Our lunch was very good, too, with our mahi mahi tacos melting in the mouth and the black beans made perfectly. And the view was breathtaking.
Because I was flying to Seattle from Southern California, I had the opportunity to forego the mass chaos of LAX and fly out of the forever charming Long Beach Airport. Consisting of only one terminal with eight gates, Long Beach Airport started life as Daugherty Field and in 1923 was opened as the first municipal airport. It was used as a naval air base and later an army airfield during World War II. Formerly used by United Airlines and American Airlines, it currently offers flights to many Western US destinations as well as a few to the East Coast.
Upstairs in the terminal is the Legends of Aviation Bar and Restaurant, offering a view of planes taxiing around this classic gem of an airport, with art-deco light fixtures matching the "Streamline Moderne" style of the airport signage. As my flight was leaving around noon, we decided to have breakfast here while we waited.

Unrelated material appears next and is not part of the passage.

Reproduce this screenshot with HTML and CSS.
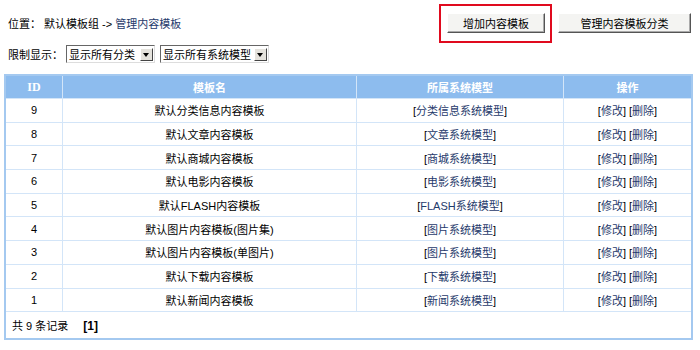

But when I noticed the two microbrews on tap, I decided to be decadent and have a pre-noon Bon Voyage pint of Tower 10 IPA (6.5% ABV, Karl Strauss Brewery, San Diego, California). This is nicely HOP-CHOP-Hoppy, as are all of these new Pacific Northwest-style IPAs I'd been sampling on this Southern California trip, but with a nice caramelly but unsweet malt character. What a wonderful decadent pint for well before the passing of the sun over the yardarm. When my Pint Pleasures logo model Eileen arrived to meet us she tasted it, smiled, and said, "Wow!" and ordered a pint. Daisy had a pint of Endless Summer (3.4% ABV, Karl Strauss Brewery, San Diego, California), a more reasonable strength for a brunchtime brew. This is a very smooth pale ale but with that same unsweet malt. Godverdomme! It's a Belgian style that made my Belgian friend happy. Even my non-beer-drinking mother ordered a pint of Endless Summer, undoubtedly wishing my summer visit from England would have been endless.